Dafür braucht es die Kommunikation mit den Bürger:innen. Und viel Öffentlichkeitsarbeit, wie das im Projekt durch Vorträge über Energiesparen, Energieeffizienz, Erneuerbare Energien und vieles mehr gemacht wird.
Die Welt ist im Herbst 2022 eine andere, als sie es Anfang des Jahres noch war. Ihre Themen, Erneuerbare Energien, Ressourcenschonung, Umwelt- und Klimaschutz, haben Sie schon seit Jahren kommuniziert und vorangetrieben. Sind wir dennoch zu spät dran?
Dr. Wallmann: Der menschenrechtswidrige Angriffskrieg Russlands auf die Ukraine ist schrecklich und in unserer heutigen Zeit unfassbar. Die daraus resultierende Energiekrise zeigt die krassen Versäumnisse unserer Gesellschaft und damit auch ein Versagen unserer globalen Politik auf. Wir müssen jetzt nach vorne schauen und möglichst schnell eine konsequente Energiewende durch Energiesparen und Umstellung auf heimische Erneuerbare Energien schaffen. Nur so können wir unabhängig von fossilen Energieträgern werden und die Wirkungen der vom Menschen gemachten Klimakrise abmildern.
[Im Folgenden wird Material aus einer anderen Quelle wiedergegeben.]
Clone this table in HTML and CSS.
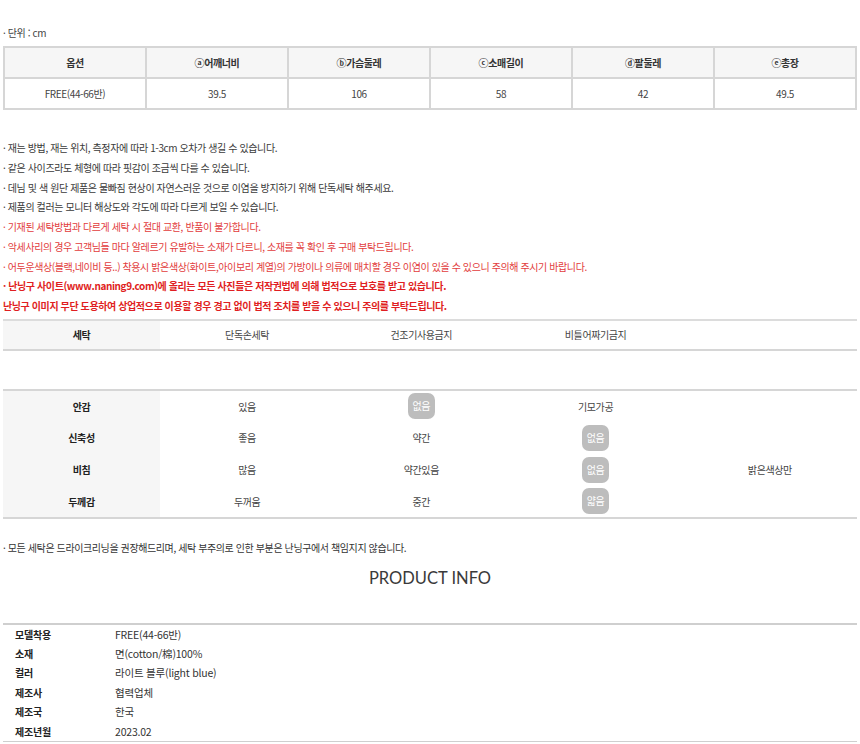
FILE: index.html
```html
<!DOCTYPE html>
<html lang="ko">
<head>
<meta charset="utf-8">
<title>상품 상세</title>
<link rel="stylesheet" href="styles.css">
</head>
<body>
<div class="page">
  <p class="unit">· 단위 : cm</p>
  <table class="size">
    <colgroup><col><col><col><col><col><col></colgroup>
    <tr class="head">
      <th>옵션</th><th>ⓐ어깨너비</th><th>ⓑ가슴둘레</th><th>ⓒ소매길이</th><th>ⓓ팔둘레</th><th>ⓔ총장</th>
    </tr>
    <tr>
      <td>FREE(44-66반)</td><td>39.5</td><td>106</td><td>58</td><td>42</td><td>49.5</td>
    </tr>
  </table>

  <ul class="notes">
    <li>· 재는 방법, 재는 위치, 측정자에 따라 1-3cm 오차가 생길 수 있습니다.</li>
    <li>· 같은 사이즈라도 체형에 따라 핏감이 조금씩 다를 수 있습니다.</li>
    <li>· 데님 및 색 원단 제품은 물빠짐 현상이 자연스러운 것으로 이염을 방지하기 위해 단독세탁 해주세요.</li>
    <li>· 제품의 컬러는 모니터 해상도와 각도에 따라 다르게 보일 수 있습니다.</li>
    <li class="red">· 기재된 세탁방법과 다르게 세탁 시 절대 교환, 반품이 불가합니다.</li>
    <li class="red">· 악세사리의 경우 고객님들 마다 알레르기 유발하는 소재가 다르니, 소재를 꼭 확인 후 구매 부탁드립니다.</li>
    <li class="red">· 어두운색상(블랙,네이비 등..) 착용시 밝은색상(화이트,아이보리 계열)의 가방이나 의류에 매치할 경우 이염이 있을 수 있으니 주의해 주시기 바랍니다.</li>
    <li class="red strong">· 난닝구 사이트(www.naning9.com)에 올리는 모든 사진들은 저작권법에 의해 법적으로 보호를 받고 있습니다.</li>
    <li class="red strong">난닝구 이미지 무단 도용하여 상업적으로 이용할 경우 경고 없이 법적 조치를 받을 수 있으니 주의를 부탁드립니다.</li>
  </ul>

  <table class="wash">
    <colgroup><col class="c-head"><col><col><col><col></colgroup>
    <tr>
      <th>세탁</th><td>단독손세탁</td><td>건조기사용금지</td><td>비틀어짜기금지</td><td></td>
    </tr>
  </table>

  <table class="fabric">
    <colgroup><col class="c-head"><col><col><col><col></colgroup>
    <tr>
      <th>안감</th><td>있음</td><td><span class="pill">없음</span></td><td>기모가공</td><td></td>
    </tr>
    <tr>
      <th>신축성</th><td>좋음</td><td>약간</td><td><span class="pill">없음</span></td><td></td>
    </tr>
    <tr>
      <th>비침</th><td>많음</td><td>약간있음</td><td><span class="pill">없음</span></td><td>밝은색상만</td>
    </tr>
    <tr>
      <th>두께감</th><td>두꺼움</td><td>중간</td><td><span class="pill">얇음</span></td><td></td>
    </tr>
  </table>

  <p class="dry">· 모든 세탁은 드라이크리닝을 권장해드리며, 세탁 부주의로 인한 부분은 난닝구에서 책임지지 않습니다.</p>

  <h2 class="title">PRODUCT INFO</h2>

  <table class="info">
    <colgroup><col class="c-label"><col></colgroup>
    <tr><th>모델착용</th><td>FREE(44-66반)</td></tr>
    <tr><th>소재</th><td>면(cotton/棉)100%</td></tr>
    <tr><th>컬러</th><td>라이트 블루(light blue)</td></tr>
    <tr><th>제조사</th><td>협력업체</td></tr>
    <tr><th>제조국</th><td>한국</td></tr>
    <tr><th>제조년월</th><td>2023.02</td></tr>
  </table>
</div>
</body>
</html>
```

FILE: styles.css
```css
* { box-sizing: border-box; }

html, body {
  margin: 0;
  padding: 0;
  background: #fff;
}

body {
  font-family: "Noto Sans CJK KR", "Noto Sans", sans-serif;
  font-size: 10px;
  letter-spacing: -0.4px;
  color: #333;
}

.page {
  width: 860px;
  padding: 0 3px;
}

.unit {
  margin: 0;
  padding-top: 26px;
  line-height: 14px;
  color: #444;
}

table {
  border-collapse: collapse;
  width: 854px;
  table-layout: fixed;
}

/* size table */
.size {
  margin-top: 6px;
}
.size th,
.size td {
  border: 2px solid #d6d6d6;
  height: 31px;
  padding: 0;
  text-align: center;
  vertical-align: middle;
}
.size th {
  background: #f6f6f6;
  font-weight: 700;
  color: #333;
}
.size td {
  color: #444;
}

/* notes */
.notes {
  list-style: none;
  margin: 28px 0 0;
  padding: 0;
}
.notes li {
  line-height: 19.75px;
  white-space: nowrap;
  color: #3a3a3a;
}
.notes li.red {
  color: #e23c3c;
}
.notes li.strong {
  font-weight: 700;
  color: #e01e22;
}

/* wash / fabric tables */
.c-head { width: 157px; }

.wash {
  margin-top: 3px;
  border-top: 2px solid #dcdcdc;
  border-bottom: 2px solid #d6d6d6;
}
.wash th,
.wash td {
  height: 30px;
  padding: 0;
  text-align: center;
  vertical-align: middle;
}
.wash th,
.fabric th {
  background: #f6f6f6;
  font-weight: 700;
  color: #222;
}
.wash td,
.fabric td {
  color: #444;
}

.fabric {
  margin-top: 38px;
  border-top: 2px solid #d6d6d6;
  border-bottom: 2px solid #d6d6d6;
}
.fabric th,
.fabric td {
  height: 32px;
  padding: 0;
  text-align: center;
  vertical-align: middle;
}

.pill {
  display: inline-block;
  height: 26px;
  line-height: 26px;
  padding: 0 5px;
  border-radius: 7px;
  background: #bdbdbd;
  color: #fff;
  vertical-align: middle;
}

.dry {
  margin: 22px 0 0;
  line-height: 14px;
  color: #333;
}

.title {
  margin: 13px 0 0;
  text-align: center;
  font-family: Lato, "Open Sans", sans-serif;
  font-weight: 400;
  font-size: 16.5px;
  letter-spacing: 0;
  line-height: 20px;
  color: #3a3a3a;
}

.info {
  margin-top: 35px;
  border-top: 2px solid #cfcfcf;
  border-bottom: 1px solid #cfcfcf;
}
.c-label { width: 112px; }
.info th,
.info td {
  height: 19.6px;
  padding: 0;
  text-align: left;
  vertical-align: middle;
  letter-spacing: -0.2px;
}
.info th {
  padding-left: 12px;
  font-weight: 700;
  color: #222;
}
.info td {
  font-size: 10.5px;
  color: #333;
}
```
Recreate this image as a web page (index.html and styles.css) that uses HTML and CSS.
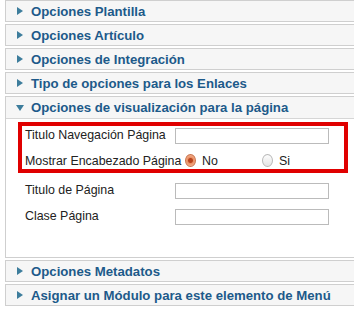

Unsere Generation ist die letzte, die dies noch schaffen kann. Dieser Verantwortung müssen wir gerecht werden!
Was wünschen Sie "Ihrem Werra-Meißner-Kreis" für die Zukunft?
Dr. Wallmann: Ich wünsche dem Werra-Meißner-Kreis ausreichend Tatkraft und Durchhaltevermögen. Und dass es gelingt, das Klimaschutzkonzept von 2012 im Jahr 2023 zu aktualisieren und auf dieser Basis dann geeignete Maßnahmen zu definieren, diese umzusetzen, um das Ziel der Klimaneutralität bis 2040 zu erreichen.
Wenn es uns nicht global gelingt, beim Klima- und Ressourcenschutz in den nächsten Jahren ganz wesentliche Fortschritte zu machen, werden zukünftige Generationen mit erheblichen Einschränkungen der für uns noch „natürlichen Lebensgrundlagen“ leben müssen.
Herr Dr. Wallmann, wir danken Ihnen für dieses Gespräch und die Zusammenarbeit im Projekt Quartierssanierung. Und wünschen Ihnen für Ihre Zukunft alles Gute.